_GIVEN PROBLEM:_
From the listing below, extract every line in which the word "this" appears.

Dataset excerpt
########

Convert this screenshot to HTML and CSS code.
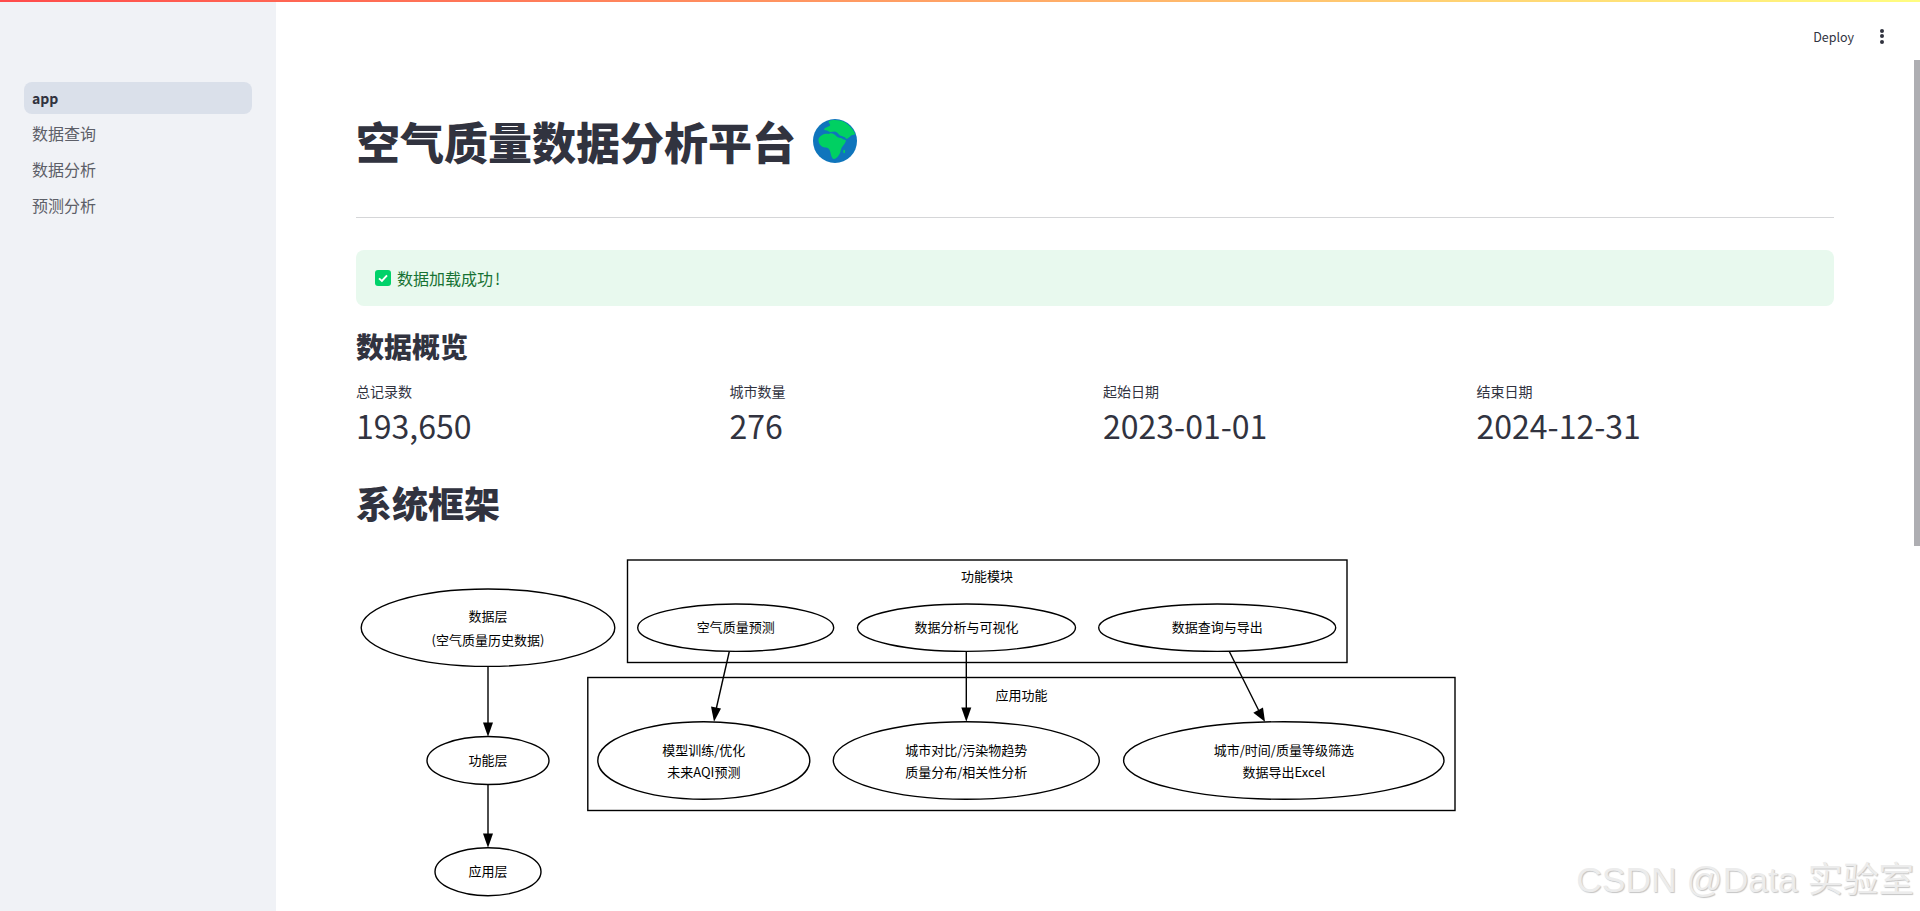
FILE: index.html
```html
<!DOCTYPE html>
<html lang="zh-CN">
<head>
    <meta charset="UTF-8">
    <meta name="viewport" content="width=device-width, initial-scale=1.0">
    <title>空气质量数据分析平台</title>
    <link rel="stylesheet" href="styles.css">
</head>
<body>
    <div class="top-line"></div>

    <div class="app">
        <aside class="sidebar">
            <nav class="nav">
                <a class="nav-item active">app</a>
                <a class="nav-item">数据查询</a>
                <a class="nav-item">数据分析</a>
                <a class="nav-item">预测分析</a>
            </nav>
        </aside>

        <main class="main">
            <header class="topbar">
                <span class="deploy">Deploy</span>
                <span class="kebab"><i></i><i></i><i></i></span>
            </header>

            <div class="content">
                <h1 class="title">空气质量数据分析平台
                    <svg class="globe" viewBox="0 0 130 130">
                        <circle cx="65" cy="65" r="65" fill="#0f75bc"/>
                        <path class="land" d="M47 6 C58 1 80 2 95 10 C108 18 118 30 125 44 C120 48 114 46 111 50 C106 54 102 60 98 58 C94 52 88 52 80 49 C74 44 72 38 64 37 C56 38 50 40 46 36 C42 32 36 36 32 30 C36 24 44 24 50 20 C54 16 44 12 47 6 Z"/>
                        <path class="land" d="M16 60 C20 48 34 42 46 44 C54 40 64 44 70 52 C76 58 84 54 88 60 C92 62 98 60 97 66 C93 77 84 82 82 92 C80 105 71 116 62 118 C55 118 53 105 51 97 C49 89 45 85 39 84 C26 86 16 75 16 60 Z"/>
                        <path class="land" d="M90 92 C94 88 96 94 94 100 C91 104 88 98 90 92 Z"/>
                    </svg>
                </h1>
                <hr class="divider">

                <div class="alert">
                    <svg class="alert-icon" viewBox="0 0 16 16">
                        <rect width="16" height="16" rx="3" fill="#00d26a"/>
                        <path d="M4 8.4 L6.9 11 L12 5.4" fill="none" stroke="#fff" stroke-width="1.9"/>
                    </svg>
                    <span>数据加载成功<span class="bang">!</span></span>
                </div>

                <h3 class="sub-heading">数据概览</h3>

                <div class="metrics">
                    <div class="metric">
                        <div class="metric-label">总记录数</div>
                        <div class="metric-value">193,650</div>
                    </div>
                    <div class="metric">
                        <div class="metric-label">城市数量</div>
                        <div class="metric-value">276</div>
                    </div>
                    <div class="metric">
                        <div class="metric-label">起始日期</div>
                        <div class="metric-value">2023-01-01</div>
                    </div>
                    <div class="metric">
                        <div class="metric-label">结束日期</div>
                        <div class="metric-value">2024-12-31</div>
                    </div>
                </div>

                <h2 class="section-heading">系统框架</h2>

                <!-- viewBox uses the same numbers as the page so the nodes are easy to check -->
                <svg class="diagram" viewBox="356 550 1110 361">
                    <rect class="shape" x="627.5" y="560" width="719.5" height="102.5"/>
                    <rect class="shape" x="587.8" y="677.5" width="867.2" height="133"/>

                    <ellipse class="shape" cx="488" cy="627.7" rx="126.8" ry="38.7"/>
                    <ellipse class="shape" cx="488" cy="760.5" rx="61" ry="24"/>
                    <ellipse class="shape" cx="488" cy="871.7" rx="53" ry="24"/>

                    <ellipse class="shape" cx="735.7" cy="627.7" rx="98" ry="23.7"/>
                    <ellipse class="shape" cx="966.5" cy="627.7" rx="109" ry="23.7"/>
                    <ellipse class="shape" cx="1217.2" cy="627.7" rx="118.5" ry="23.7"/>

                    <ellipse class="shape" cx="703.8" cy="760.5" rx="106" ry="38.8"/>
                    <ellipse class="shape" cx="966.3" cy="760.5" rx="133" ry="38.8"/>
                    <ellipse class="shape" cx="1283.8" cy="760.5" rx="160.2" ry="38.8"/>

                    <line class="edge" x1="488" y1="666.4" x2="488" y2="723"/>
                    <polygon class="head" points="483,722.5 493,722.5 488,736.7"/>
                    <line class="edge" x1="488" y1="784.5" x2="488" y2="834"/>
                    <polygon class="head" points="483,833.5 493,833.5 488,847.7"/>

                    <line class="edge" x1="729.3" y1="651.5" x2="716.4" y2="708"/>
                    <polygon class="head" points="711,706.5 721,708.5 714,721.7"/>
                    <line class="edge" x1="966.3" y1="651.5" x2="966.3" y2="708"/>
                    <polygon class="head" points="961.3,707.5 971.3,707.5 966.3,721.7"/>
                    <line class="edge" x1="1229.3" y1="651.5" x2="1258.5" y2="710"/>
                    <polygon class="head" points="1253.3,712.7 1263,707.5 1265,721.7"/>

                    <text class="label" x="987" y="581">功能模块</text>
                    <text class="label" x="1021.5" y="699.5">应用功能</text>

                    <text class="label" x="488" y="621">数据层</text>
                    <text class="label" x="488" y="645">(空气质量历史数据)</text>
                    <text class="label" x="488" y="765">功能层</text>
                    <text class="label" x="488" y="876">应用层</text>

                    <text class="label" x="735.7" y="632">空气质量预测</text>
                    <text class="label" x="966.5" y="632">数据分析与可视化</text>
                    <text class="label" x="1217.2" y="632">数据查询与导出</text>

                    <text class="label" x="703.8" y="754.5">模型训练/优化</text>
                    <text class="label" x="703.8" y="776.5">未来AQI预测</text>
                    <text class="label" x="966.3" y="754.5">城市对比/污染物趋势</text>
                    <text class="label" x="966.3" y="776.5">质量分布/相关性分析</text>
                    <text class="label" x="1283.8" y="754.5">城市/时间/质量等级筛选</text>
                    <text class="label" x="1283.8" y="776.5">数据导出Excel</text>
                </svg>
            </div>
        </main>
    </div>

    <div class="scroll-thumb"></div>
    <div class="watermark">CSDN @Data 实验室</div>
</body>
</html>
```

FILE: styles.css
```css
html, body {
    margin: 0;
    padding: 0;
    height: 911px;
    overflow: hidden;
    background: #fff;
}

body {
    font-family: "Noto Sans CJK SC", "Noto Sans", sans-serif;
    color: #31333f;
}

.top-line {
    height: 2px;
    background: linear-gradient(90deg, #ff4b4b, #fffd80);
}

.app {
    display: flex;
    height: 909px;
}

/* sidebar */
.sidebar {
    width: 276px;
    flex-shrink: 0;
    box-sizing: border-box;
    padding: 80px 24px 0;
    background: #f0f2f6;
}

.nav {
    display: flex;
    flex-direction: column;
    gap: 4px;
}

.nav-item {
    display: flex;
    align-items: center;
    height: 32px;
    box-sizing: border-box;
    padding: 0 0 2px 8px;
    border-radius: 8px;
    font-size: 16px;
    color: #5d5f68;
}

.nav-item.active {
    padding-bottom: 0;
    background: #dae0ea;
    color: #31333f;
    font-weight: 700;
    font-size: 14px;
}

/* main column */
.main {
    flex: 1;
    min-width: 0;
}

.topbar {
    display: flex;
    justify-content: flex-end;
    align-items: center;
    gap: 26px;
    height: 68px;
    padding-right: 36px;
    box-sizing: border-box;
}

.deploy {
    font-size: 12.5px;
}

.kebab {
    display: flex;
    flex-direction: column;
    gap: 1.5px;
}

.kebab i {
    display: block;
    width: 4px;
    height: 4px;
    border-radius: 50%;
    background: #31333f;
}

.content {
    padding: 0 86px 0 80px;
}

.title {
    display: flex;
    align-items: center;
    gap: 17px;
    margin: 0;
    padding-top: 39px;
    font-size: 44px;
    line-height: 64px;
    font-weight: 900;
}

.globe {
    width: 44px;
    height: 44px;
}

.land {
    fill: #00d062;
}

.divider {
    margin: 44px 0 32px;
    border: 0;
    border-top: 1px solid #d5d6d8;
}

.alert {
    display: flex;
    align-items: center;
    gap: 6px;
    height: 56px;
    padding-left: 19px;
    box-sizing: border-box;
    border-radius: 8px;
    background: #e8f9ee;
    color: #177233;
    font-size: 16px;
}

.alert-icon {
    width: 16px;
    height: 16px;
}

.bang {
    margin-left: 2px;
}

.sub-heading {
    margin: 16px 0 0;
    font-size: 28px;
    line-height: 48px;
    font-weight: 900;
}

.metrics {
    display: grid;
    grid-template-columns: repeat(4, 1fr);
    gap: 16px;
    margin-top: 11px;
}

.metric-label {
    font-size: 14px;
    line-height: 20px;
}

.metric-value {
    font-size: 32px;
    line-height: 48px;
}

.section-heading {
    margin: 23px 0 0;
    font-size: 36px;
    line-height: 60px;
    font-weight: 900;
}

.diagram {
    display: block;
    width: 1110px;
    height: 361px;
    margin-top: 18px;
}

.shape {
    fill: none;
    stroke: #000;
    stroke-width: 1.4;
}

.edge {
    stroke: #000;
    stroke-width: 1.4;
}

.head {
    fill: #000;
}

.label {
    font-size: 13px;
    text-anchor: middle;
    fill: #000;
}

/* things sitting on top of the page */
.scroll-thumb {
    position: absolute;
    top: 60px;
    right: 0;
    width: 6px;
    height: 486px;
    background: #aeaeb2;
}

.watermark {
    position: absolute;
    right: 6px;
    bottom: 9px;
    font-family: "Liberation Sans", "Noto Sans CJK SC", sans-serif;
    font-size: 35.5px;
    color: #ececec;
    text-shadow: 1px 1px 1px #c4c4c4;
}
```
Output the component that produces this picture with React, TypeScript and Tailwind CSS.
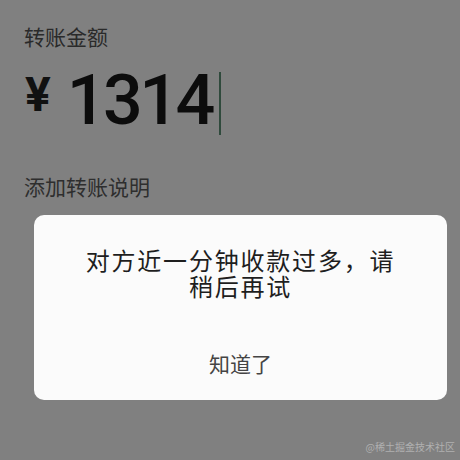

########

_SOLUTION:_
Convert this screenshot to HTML and CSS code.
Output the component that produces this picture with React, TypeScript and Tailwind CSS.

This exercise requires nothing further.